# Task brief
Pictures stay out of the copy; restate everything else in the material exactly.

++++++++

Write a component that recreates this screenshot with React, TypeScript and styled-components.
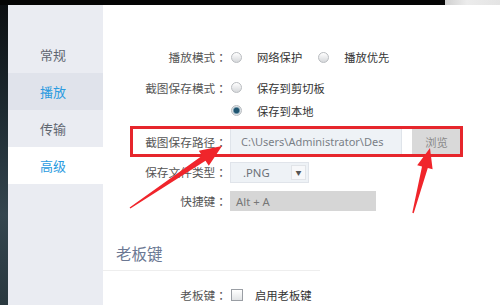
import styled, { createGlobalStyle } from "styled-components";

const GlobalStyle = createGlobalStyle`
  html, body {
    margin: 0;
    padding: 0;
    width: 500px;
    height: 305px;
    overflow: hidden;
    background: #fff;
  }
  body {
    font-family: "Noto Sans", "Noto Sans CJK SC", sans-serif;
  }
`;

const Page = styled.div`
  position: relative;
  display: flex;
  flex-direction: column;
  width: 500px;
  height: 305px;
`;

const TopBar = styled.div`
  display: flex;
  height: 5px;
  flex-shrink: 0;
`;

const TopBlack = styled.div`
  flex: 1;
  background: #050505;
`;

const TopRight = styled.div`
  width: 55px;
  background: linear-gradient(90deg, #cfcfcf, #ececec 40%, #e4e4e4);
`;

const Body = styled.div`
  display: flex;
  flex: 1;
  min-height: 0;
`;

const Desktop = styled.div`
  width: 8px;
  background: linear-gradient(180deg, #0c0f12 0%, #1d2a31 35%, #34454e 70%, #2a3940 100%);
`;

const Sidebar = styled.nav`
  width: 95px;
  padding-top: 31px;
  background: #eaecf2;
  display: flex;
  flex-direction: column;
`;

const NavItem = styled.div<{ $active?: boolean; $hover?: boolean }>`
  height: 37px;
  display: flex;
  align-items: center;
  padding-left: 32px;
  font-size: 13px;
  color: ${(p) => (p.$active || p.$hover ? "#2b9be0" : "#5f6670")};
  background: ${(p) => (p.$active ? "#ffffff" : p.$hover ? "#e0e3eb" : "transparent")};
`;

const Main = styled.main`
  flex: 1;
  display: flex;
  flex-direction: column;
  padding-top: 40px;
  font-size: 11.3px;
  color: #444;
`;

const Row = styled.div<{ $h?: number; $mt?: number; $boxed?: boolean; $top?: boolean }>`
  position: relative;
  display: grid;
  grid-template-columns: 124px 1fr;
  column-gap: 3px;
  align-items: ${(p) => (p.$top ? "start" : "center")};
  height: ${(p) => p.$h ?? 24}px;
  margin-top: ${(p) => p.$mt ?? 0}px;

  ${(p) =>
    p.$boxed &&
    `
    &::after {
      content: "";
      position: absolute;
      left: 27px;
      right: 37px;
      top: -2px;
      bottom: -2px;
      border: 3px solid #e6262c;
      pointer-events: none;
    }
  `}
`;

const Label = styled.div`
  text-align: right;
  line-height: 23px;
  font-size: 11.7px;
  color: #555;
  white-space: nowrap;

  &::after {
    content: "：";
    font-family: "Noto Sans CJK JP", sans-serif;
  }
`;

const Controls = styled.div<{ $column?: boolean }>`
  display: flex;
  flex-direction: ${(p) => (p.$column ? "column" : "row")};
  align-items: ${(p) => (p.$column ? "flex-start" : "center")};
  height: 100%;
`;

const Option = styled.label`
  display: flex;
  align-items: center;
  height: 23px;
  margin-right: 15px;
  color: #333;
`;

const Radio = styled.span<{ $checked?: boolean }>`
  box-sizing: border-box;
  width: 11px;
  height: 11px;
  margin-left: 1px;
  margin-right: 15px;
  border-radius: 50%;
  border: 1px solid #b9bcc0;
  background: ${(p) =>
    p.$checked
      ? "radial-gradient(circle, #1f5570 0 2.5px, #6f94a8 3px, #dde3e7 4px)"
      : "linear-gradient(180deg, #ffffff, #d6d8db)"};
`;

const Checkbox = styled.span`
  box-sizing: border-box;
  width: 12px;
  height: 12px;
  margin-left: 1px;
  margin-right: 12px;
  border: 1px solid #9a9ea4;
  background: linear-gradient(180deg, #ffffff, #e2e4e6);
`;

const PathInput = styled.div`
  box-sizing: border-box;
  width: 172px;
  height: 27px;
  padding-left: 10px;
  display: flex;
  align-items: center;
  overflow: hidden;
  white-space: nowrap;
  background: #eef2f6;
  border: 1px solid #dfe4ea;
  color: #7a7f86;
  font-size: 11px;
`;

const Button = styled.div`
  width: 49px;
  height: 25px;
  margin-left: 10px;
  display: flex;
  align-items: center;
  justify-content: center;
  background: #d9d9d9;
  color: #8a8a8a;
`;

const Select = styled.div`
  box-sizing: border-box;
  width: 79px;
  height: 21px;
  padding-left: 12px;
  padding-right: 2px;
  display: flex;
  align-items: center;
  justify-content: space-between;
  background: #eef2f6;
  border: 1px solid #e0e4ea;
  color: #6c7178;
`;

const Caret = styled.span`
  box-sizing: border-box;
  width: 15px;
  height: 15px;
  display: flex;
  align-items: center;
  justify-content: center;
  background: #f7f8fa;
  border: 1px solid #e1e4e8;
  color: #555;
  font-size: 6px;
`;

const KeyInput = styled.div`
  box-sizing: border-box;
  width: 146px;
  height: 20px;
  padding-left: 6px;
  display: flex;
  align-items: center;
  background: #d6d6d6;
  color: #777;
`;

const SectionTitle = styled.h2`
  width: 204px;
  margin: 29px 0 0;
  padding: 0 0 4px 13px;
  height: 24px;
  line-height: 24px;
  font-size: 15.5px;
  font-weight: normal;
  color: #6b7893;
  border-bottom: 1px solid #eeeeee;
`;

const Overlay = styled.svg`
  position: absolute;
  left: 0;
  top: 0;
  pointer-events: none;
`;

export default function App() {
  return (
    <Page>
      <GlobalStyle />
      <TopBar>
        <TopBlack />
        <TopRight />
      </TopBar>
      <Body>
        <Desktop />
        <Sidebar>
          <NavItem>常规</NavItem>
          <NavItem $hover>播放</NavItem>
          <NavItem>传输</NavItem>
          <NavItem $active>高级</NavItem>
        </Sidebar>
        <Main>
          <Row>
            <Label>播放模式</Label>
            <Controls>
              <Option>
                <Radio />
                网络保护
              </Option>
              <Option>
                <Radio />
                播放优先
              </Option>
            </Controls>
          </Row>
          <Row $h={46} $mt={7} $top>
            <Label>截图保存模式</Label>
            <Controls $column>
              <Option>
                <Radio />
                保存到剪切板
              </Option>
              <Option>
                <Radio $checked />
                保存到本地
              </Option>
            </Controls>
          </Row>
          <Row $h={28} $mt={6} $boxed>
            <Label>截图保存路径</Label>
            <Controls>
              <PathInput>C:\Users\Administrator\Des</PathInput>
              <Button>浏览</Button>
            </Controls>
          </Row>
          <Row $mt={5}>
            <Label>保存文件类型</Label>
            <Controls>
              <Select>
                .PNG
                <Caret>▼</Caret>
              </Select>
            </Controls>
          </Row>
          <Row $mt={5}>
            <Label>快捷键</Label>
            <Controls>
              <KeyInput>Alt + A</KeyInput>
            </Controls>
          </Row>
          <SectionTitle>老板键</SectionTitle>
          <Row $mt={12}>
            <Label>老板键</Label>
            <Controls>
              <Option>
                <Checkbox />
                启用老板键
              </Option>
            </Controls>
          </Row>
        </Main>
      </Body>
      <Overlay width="500" height="305" viewBox="0 0 500 305">
        <polygon
          fill="#f0252b"
          points="129.6,207.4 202.1,155.8 198.8,150.8 222,146 208.8,165.8 205.5,160.8 130.4,208.6"
        />
        <polygon
          fill="#f0252b"
          points="412.3,212.8 422,166.5 417.2,165.3 430,148 432.6,169.3 427.8,168.1 413.7,213.2"
        />
      </Overlay>
    </Page>
  );
}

++++++++

# Written response
Write a component that recreates this screenshot with React, TypeScript and styled-components.
import styled, { createGlobalStyle } from "styled-components";

const GlobalStyle = createGlobalStyle`
  html, body {
    margin: 0;
    padding: 0;
    width: 500px;
    height: 305px;
    overflow: hidden;
    background: #fff;
  }
  body {
    font-family: "Noto Sans", "Noto Sans CJK SC", sans-serif;
  }
`;

const Page = styled.div`
  position: relative;
  display: flex;
  flex-direction: column;
  width: 500px;
  height: 305px;
`;

const TopBar = styled.div`
  display: flex;
  height: 5px;
  flex-shrink: 0;
`;

const TopBlack = styled.div`
  flex: 1;
  background: #050505;
`;

const TopRight = styled.div`
  width: 55px;
  background: linear-gradient(90deg, #cfcfcf, #ececec 40%, #e4e4e4);
`;

const Body = styled.div`
  display: flex;
  flex: 1;
  min-height: 0;
`;

const Desktop = styled.div`
  width: 8px;
  background: linear-gradient(180deg, #0c0f12 0%, #1d2a31 35%, #34454e 70%, #2a3940 100%);
`;

const Sidebar = styled.nav`
  width: 95px;
  padding-top: 31px;
  background: #eaecf2;
  display: flex;
  flex-direction: column;
`;

const NavItem = styled.div<{ $active?: boolean; $hover?: boolean }>`
  height: 37px;
  display: flex;
  align-items: center;
  padding-left: 32px;
  font-size: 13px;
  color: ${(p) => (p.$active || p.$hover ? "#2b9be0" : "#5f6670")};
  background: ${(p) => (p.$active ? "#ffffff" : p.$hover ? "#e0e3eb" : "transparent")};
`;

const Main = styled.main`
  flex: 1;
  display: flex;
  flex-direction: column;
  padding-top: 40px;
  font-size: 11.3px;
  color: #444;
`;

const Row = styled.div<{ $h?: number; $mt?: number; $boxed?: boolean; $top?: boolean }>`
  position: relative;
  display: grid;
  grid-template-columns: 124px 1fr;
  column-gap: 3px;
  align-items: ${(p) => (p.$top ? "start" : "center")};
  height: ${(p) => p.$h ?? 24}px;
  margin-top: ${(p) => p.$mt ?? 0}px;

  ${(p) =>
    p.$boxed &&
    `
    &::after {
      content: "";
      position: absolute;
      left: 27px;
      right: 37px;
      top: -2px;
      bottom: -2px;
      border: 3px solid #e6262c;
      pointer-events: none;
    }
  `}
`;

const Label = styled.div`
  text-align: right;
  line-height: 23px;
  font-size: 11.7px;
  color: #555;
  white-space: nowrap;

  &::after {
    content: "：";
    font-family: "Noto Sans CJK JP", sans-serif;
  }
`;

const Controls = styled.div<{ $column?: boolean }>`
  display: flex;
  flex-direction: ${(p) => (p.$column ? "column" : "row")};
  align-items: ${(p) => (p.$column ? "flex-start" : "center")};
  height: 100%;
`;

const Option = styled.label`
  display: flex;
  align-items: center;
  height: 23px;
  margin-right: 15px;
  color: #333;
`;

const Radio = styled.span<{ $checked?: boolean }>`
  box-sizing: border-box;
  width: 11px;
  height: 11px;
  margin-left: 1px;
  margin-right: 15px;
  border-radius: 50%;
  border: 1px solid #b9bcc0;
  background: ${(p) =>
    p.$checked
      ? "radial-gradient(circle, #1f5570 0 2.5px, #6f94a8 3px, #dde3e7 4px)"
      : "linear-gradient(180deg, #ffffff, #d6d8db)"};
`;

const Checkbox = styled.span`
  box-sizing: border-box;
  width: 12px;
  height: 12px;
  margin-left: 1px;
  margin-right: 12px;
  border: 1px solid #9a9ea4;
  background: linear-gradient(180deg, #ffffff, #e2e4e6);
`;

const PathInput = styled.div`
  box-sizing: border-box;
  width: 172px;
  height: 27px;
  padding-left: 10px;
  display: flex;
  align-items: center;
  overflow: hidden;
  white-space: nowrap;
  background: #eef2f6;
  border: 1px solid #dfe4ea;
  color: #7a7f86;
  font-size: 11px;
`;

const Button = styled.div`
  width: 49px;
  height: 25px;
  margin-left: 10px;
  display: flex;
  align-items: center;
  justify-content: center;
  background: #d9d9d9;
  color: #8a8a8a;
`;

const Select = styled.div`
  box-sizing: border-box;
  width: 79px;
  height: 21px;
  padding-left: 12px;
  padding-right: 2px;
  display: flex;
  align-items: center;
  justify-content: space-between;
  background: #eef2f6;
  border: 1px solid #e0e4ea;
  color: #6c7178;
`;

const Caret = styled.span`
  box-sizing: border-box;
  width: 15px;
  height: 15px;
  display: flex;
  align-items: center;
  justify-content: center;
  background: #f7f8fa;
  border: 1px solid #e1e4e8;
  color: #555;
  font-size: 6px;
`;

const KeyInput = styled.div`
  box-sizing: border-box;
  width: 146px;
  height: 20px;
  padding-left: 6px;
  display: flex;
  align-items: center;
  background: #d6d6d6;
  color: #777;
`;

const SectionTitle = styled.h2`
  width: 204px;
  margin: 29px 0 0;
  padding: 0 0 4px 13px;
  height: 24px;
  line-height: 24px;
  font-size: 15.5px;
  font-weight: normal;
  color: #6b7893;
  border-bottom: 1px solid #eeeeee;
`;

const Overlay = styled.svg`
  position: absolute;
  left: 0;
  top: 0;
  pointer-events: none;
`;

export default function App() {
  return (
    <Page>
      <GlobalStyle />
      <TopBar>
        <TopBlack />
        <TopRight />
      </TopBar>
      <Body>
        <Desktop />
        <Sidebar>
          <NavItem>常规</NavItem>
          <NavItem $hover>播放</NavItem>
          <NavItem>传输</NavItem>
          <NavItem $active>高级</NavItem>
        </Sidebar>
        <Main>
          <Row>
            <Label>播放模式</Label>
            <Controls>
              <Option>
                <Radio />
                网络保护
              </Option>
              <Option>
                <Radio />
                播放优先
              </Option>
            </Controls>
          </Row>
          <Row $h={46} $mt={7} $top>
            <Label>截图保存模式</Label>
            <Controls $column>
              <Option>
                <Radio />
                保存到剪切板
              </Option>
              <Option>
                <Radio $checked />
                保存到本地
              </Option>
            </Controls>
          </Row>
          <Row $h={28} $mt={6} $boxed>
            <Label>截图保存路径</Label>
            <Controls>
              <PathInput>C:\Users\Administrator\Des</PathInput>
              <Button>浏览</Button>
            </Controls>
          </Row>
          <Row $mt={5}>
            <Label>保存文件类型</Label>
            <Controls>
              <Select>
                .PNG
                <Caret>▼</Caret>
              </Select>
            </Controls>
          </Row>
          <Row $mt={5}>
            <Label>快捷键</Label>
            <Controls>
              <KeyInput>Alt + A</KeyInput>
            </Controls>
          </Row>
          <SectionTitle>老板键</SectionTitle>
          <Row $mt={12}>
            <Label>老板键</Label>
            <Controls>
              <Option>
                <Checkbox />
                启用老板键
              </Option>
            </Controls>
          </Row>
        </Main>
      </Body>
      <Overlay width="500" height="305" viewBox="0 0 500 305">
        <polygon
          fill="#f0252b"
          points="129.6,207.4 202.1,155.8 198.8,150.8 222,146 208.8,165.8 205.5,160.8 130.4,208.6"
        />
        <polygon
          fill="#f0252b"
          points="412.3,212.8 422,166.5 417.2,165.3 430,148 432.6,169.3 427.8,168.1 413.7,213.2"
        />
      </Overlay>
    </Page>
  );
}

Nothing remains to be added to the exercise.